Voting is underway in the New Zealand general election as a record number of voters cast their ballots in advance to choose the make up of the country’s 52nd parliament on Saturday.

Polling booths opened at 9am (local time) in what is being described as a close-run race between the National Party’s incumbent Bill English, 55 and the centre-left Labour Party’s recently appointed youngest-ever opposition leader Jacinda Adern, 37.

Volatile opinion polls have shown a neck-and-neck race towards Saturday’s vote, although the ruling National Party of Mr English has led in recent polls.

A change in the Labour Party leadership last month turned what had been expected to be a dull campaign into a nail-biting event, with Ms Ardern vying to become the nation’s third female prime minister.

jacinda ardern

On the campaign trail, Ms Ardern takes a selfie during a visit to Christchurch’s Addington School.

“It’s tight,” Ms Ardern, whose popularity prompted media to coin the term “Jacindamania”, said on Friday, a day when she also attended her grandmother’s funeral.

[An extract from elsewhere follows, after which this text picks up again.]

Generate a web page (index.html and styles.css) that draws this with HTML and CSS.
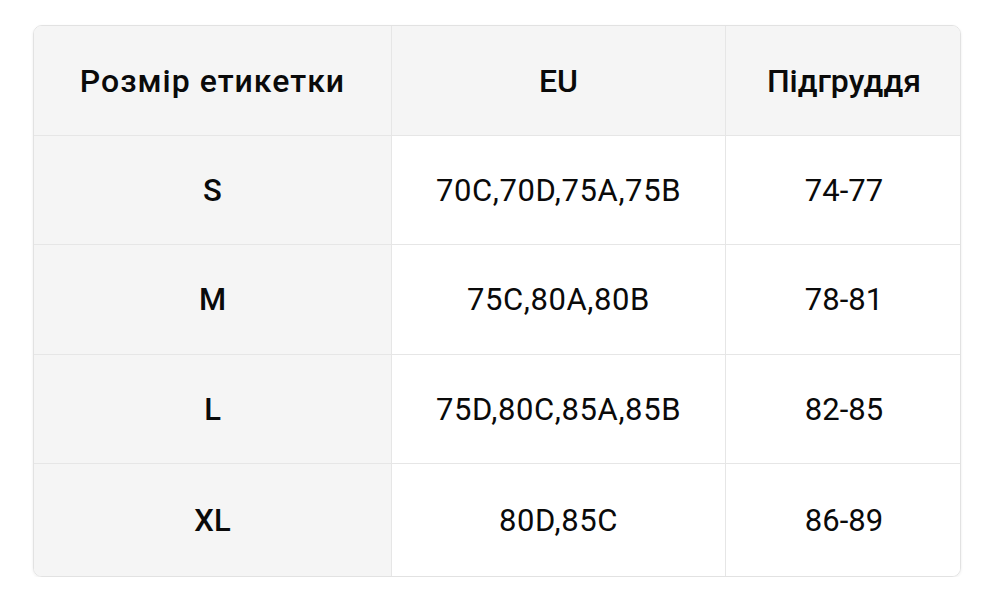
FILE: index.html
```html
<!DOCTYPE html>
<html lang="uk">
<head>
<meta charset="utf-8">
<link rel="stylesheet" href="styles.css">
</head>
<body>
<div class="page">
  <div class="table">
    <div class="cell head first wide">Розмір етикетки</div>
    <div class="cell head">EU</div>
    <div class="cell head last">Підгруддя</div>

    <div class="cell first label">S</div>
    <div class="cell spaced">70C,70D,75A,75B</div>
    <div class="cell last">74-77</div>

    <div class="cell first label">M</div>
    <div class="cell spaced">75C,80A,80B</div>
    <div class="cell last">78-81</div>

    <div class="cell first label">L</div>
    <div class="cell spaced">75D,80C,85A,85B</div>
    <div class="cell last">82-85</div>

    <div class="cell first label bottom">XL</div>
    <div class="cell spaced bottom">80D,85C</div>
    <div class="cell last bottom">86-89</div>
  </div>
</div>
</body>
</html>
```

FILE: styles.css
```css
html, body {
  margin: 0;
  padding: 0;
  background: #ffffff;
}
.page {
  padding: 25px 0 0 33px;
}
.table {
  width: 928px;
  display: grid;
  grid-template-columns: 358px 334px 236px;
  grid-template-rows: 110px 109px 110px 109px 112px;
  border: 1px solid #e2e2e2;
  border-radius: 9px;
  box-shadow: 0 1px 3px rgba(0,0,0,0.08);
  overflow: hidden;
  box-sizing: border-box;
  font-family: Roboto, "Noto Sans", sans-serif;
  color: #0a0a0a;
}
.cell {
  display: flex;
  align-items: center;
  justify-content: center;
  font-size: 31px;
  font-weight: 400;
  border-right: 1px solid #e6e6e6;
  border-bottom: 1px solid #e6e6e6;
  background: #ffffff;
}
.cell.last {
  border-right: none;
}
.cell.bottom {
  border-bottom: none;
}
.cell.head {
  background: #f5f5f5;
  font-weight: 500;
  font-size: 32px;
}
.cell.wide {
  letter-spacing: 1px;
}
.cell.spaced {
  letter-spacing: 0.6px;
}
.cell.first {
  background: #f5f5f5;
}
.cell.label {
  font-weight: 500;
}
```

“It shows that every single vote will count and that turnout will determine this election,” she said.

Mr English, a former finance minister who took over after John Key’s shock resignation last year, is making his second bid to be elected leader after a failed attempt in 2002.

Voting will end at 7:00pm (local time) and the country’s Electoral Commission will start releasing results 30 minutes later.

About 986,000 ballots have already been cast, accounting for almost a third of the 3.2 million New Zealanders on the electoral rolls.

“Special votes,” which includes ballots from New Zealanders overseas and those who vote outside their home constituencies, will only be released on October 7.

These could have a considerable impact on the outcome, given New Zealand’s large diaspora, and accounted for about 12 per cent of the vote in the 2014 election.

New Zealand uses a German-style proportional representation system in which a party, or combination of parties, needs 61 of Parliament’s 120 members — usually about 48 per cent of the vote — to form a government.

On the eve of the election, the NZ Herald Election Forecast predicted National would win 56 seats while a Labour-Green coalition would win 54.

This means that minor parties often play an influential role in determining which major party governs.

Mr English said on Friday he would try to form a government even if Labour and the Greens received more support than National on Saturday night.

He would act on the presumption the party with the highest vote should form government.